Deuteronomy 31:6 Be strong and courageous. Do not be afraid or terrified because of them, for the LORD your God goes with you; he will never leave you nor forsake you.”
I never experienced fear or anxiety. In fact I just couldn’t understand it until crippling fear crept into my heart. I couldn’t sleep because of anxiety. What if I wouldn’t wake up. Irrational fear consumed my thoughts even though I know only 5% of the things you are afraid of will happen no matter what you do. At least 80% of our fears are unfounded. That doesn’t help when you are exhausted and having a panic attack. So I read my bible and turned to Jesus and eventually out of exhaustion fell asleep. However the fears didn’t go away.
Instead the fears became accompanied with doubts. Doubts about things I know, and then more irrational fear. I’d be fine and then one night I would feel it coming the crippling mind numbing all-consuming panic. I finally understood anxiety and phobias. I get why people find themselves in the places they do out of fear. In that moment I knew I had to concur my fear. Which honestly if you have ever experienced it is no easy task.
Isaiah 41:10 Fear not, for I am with you; Be not dismayed, for I am your God. I will strengthen you, Yes, I will help you, I will uphold you with My righteous right hand.’
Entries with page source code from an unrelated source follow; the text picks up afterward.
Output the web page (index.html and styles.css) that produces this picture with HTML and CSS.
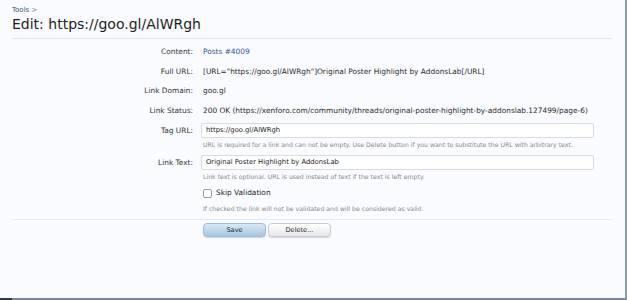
FILE: index.html
```html
<!DOCTYPE html>
<html lang="en">
<head>
  <meta charset="UTF-8">
  <title>Edit: https://goo.gl/AlWRgh</title>
  <link rel="stylesheet" href="styles.css">
</head>
<body>

  <div class="page">
    <div class="content">
      <div class="breadcrumb"><a href="#">Tools</a> &gt;</div>
      <h1 class="title">Edit: https://goo.gl/AlWRgh</h1>

      <form class="xen-form">
        <div class="ctrl-unit">
          <div class="label">Content:</div>
          <div class="value"><a href="#">Posts #4009</a></div>
        </div>
        <div class="ctrl-unit">
          <div class="label">Full URL:</div>
          <div class="value">[URL="https://goo.gl/AlWRgh"]Original Poster Highlight by AddonsLab[/URL]</div>
        </div>
        <div class="ctrl-unit">
          <div class="label">Link Domain:</div>
          <div class="value">goo.gl</div>
        </div>
        <div class="ctrl-unit">
          <div class="label">Link Status:</div>
          <div class="value">200 OK (https://xenforo.com/community/threads/original-poster-highlight-by-addonslab.127499/page-6)</div>
        </div>

        <div class="ctrl-unit input-unit first-input">
          <div class="label">Tag URL:</div>
          <div class="field">
            <input class="text-ctrl" type="text" value="https://goo.gl/AlWRgh">
            <p class="explain">URL is required for a link and can not be empty. Use Delete button if you want to substitute the URL with arbitrary text.</p>
          </div>
        </div>
        <div class="ctrl-unit input-unit">
          <div class="label">Link Text:</div>
          <div class="field">
            <input class="text-ctrl" type="text" value="Original Poster Highlight by AddonsLab">
            <p class="explain">Link text is optional. URL is used instead of text if the text is left empty.</p>
          </div>
        </div>
        <div class="ctrl-unit">
          <div class="label"></div>
          <div class="field">
            <label class="check"><span class="box"></span>Skip Validation</label>
            <p class="explain">If checked the link will not be validated and will be considered as valid.</p>
          </div>
        </div>

        <div class="submit-unit">
          <button type="button" class="button primary">Save</button>
          <button type="button" class="button">Delete...</button>
        </div>
      </form>
    </div>
    <div class="bottom-strip"></div>
  </div>

</body>
</html>
```

FILE: styles.css
```css
body { margin: 0; background: #fafbff; font-family: "DejaVu Sans", Verdana, sans-serif; color: #2f2f2f; }
.page { height: 300px; display: flex; flex-direction: column; border-right: 2px solid #8f9aa5; box-sizing: border-box; }
.content { flex: 1; padding: 0 13px 0 12px; }
.bottom-strip { height: 2px; background: linear-gradient(to right, #2d3d44 12px, #7b8790 12px); }

.breadcrumb { font-size: 7px; line-height: 8px; padding-top: 6px; color: #6a7d90; }
.breadcrumb a { color: #3e5670; text-decoration: none; }
.title { margin: 0; font-size: 14px; font-weight: normal; line-height: 20px; color: #1e1e1e; padding-bottom: 4px; border-bottom: 1px solid #dfe6ee; }

.xen-form { padding-top: 3px; font-size: 7.4px; }
.ctrl-unit { display: grid; grid-template-columns: 181px 391px; column-gap: 8px; line-height: 19.5px; }
.label { text-align: right; color: #333; }
.value { padding-left: 2px; color: #2a2a2a; white-space: nowrap; }
.value a { color: #2f5590; text-decoration: none; }

.input-unit { line-height: 15px; margin-top: 4px; }
.first-input { margin-top: 3px; }
.text-ctrl { display: block; box-sizing: border-box; width: 393px; height: 15px; margin: 0; padding: 0 4px; font: inherit; font-size: 6.8px; color: #222; background: #fff; border: 1px solid #d6dbe2; border-radius: 2px; }
.explain { margin: 1px 0 0; padding-left: 2px; font-size: 6.2px; line-height: 12px; color: #8a8a8a; white-space: nowrap; }

.check { display: flex; align-items: center; gap: 4px; padding-left: 2px; height: 20px; line-height: 20px; font-size: 7.4px; color: #222; }
.box { width: 7px; height: 7px; border: 1px solid #9a9a9a; border-radius: 2px; background: #fff; }
.check + .explain { margin-top: 0; }

.submit-unit { margin-top: 4px; border-top: 1px solid #e3e9f0; padding: 3px 0 0 191px; display: flex; gap: 2px; }
.button { width: 63px; height: 14px; padding: 0; font: inherit; font-size: 6.6px; color: #222; border: 1px solid #c9ccd3; border-radius: 4px; background: linear-gradient(#ffffff, #e5e6eb); box-shadow: 0 1px 1px rgba(0,0,0,0.15); }
.button.primary { border-color: #9fbcd6; background: linear-gradient(#d9e9f6, #a5c7e2); }
```
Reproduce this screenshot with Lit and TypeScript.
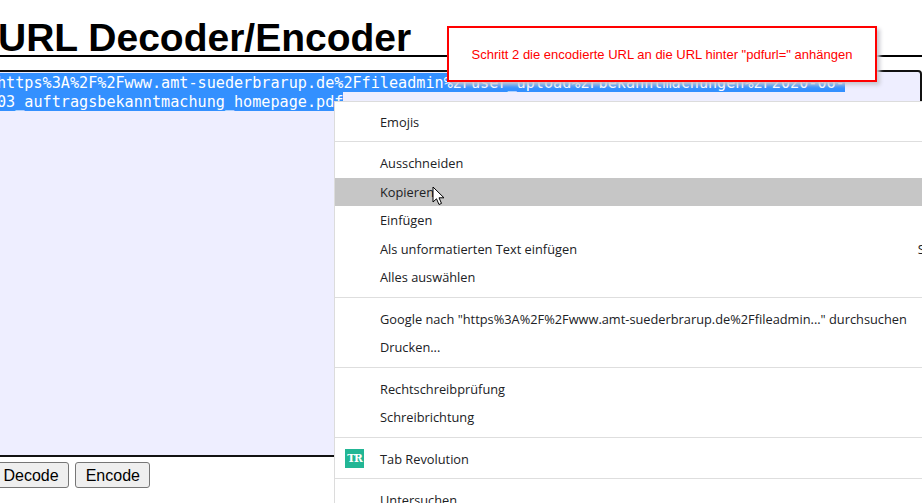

The first thing I did was start to identify what I was afraid of. This was hard because I had to take the deep dark middle of the night terrors and expose them to the light of day. Would the anxiety creep into daylight. Would I be ruined by it. More worries and more fears. I also had to identify what had changed in me. It was a simple prayer, but I will never forget it. I prayed for God to make me aware of, saddened, aggrieved by the things that break his heart. I would find myself reading the news and my sorrow would be overwhelming. I had asked for this, but now what would I do with it. I’m sure I only feel a portion of the pain and sorrow, but with the sadness comes fear. It unwraps itself in my sorrow and then it takes root. What if that happens to you? What if……….What if……………..What if……………. The fear that packs a punch and grabs me by the throat comes from grief. The grief of a child lost,, a mother lost, Christians imprisoned, people dying, hate that consumes, and on and on.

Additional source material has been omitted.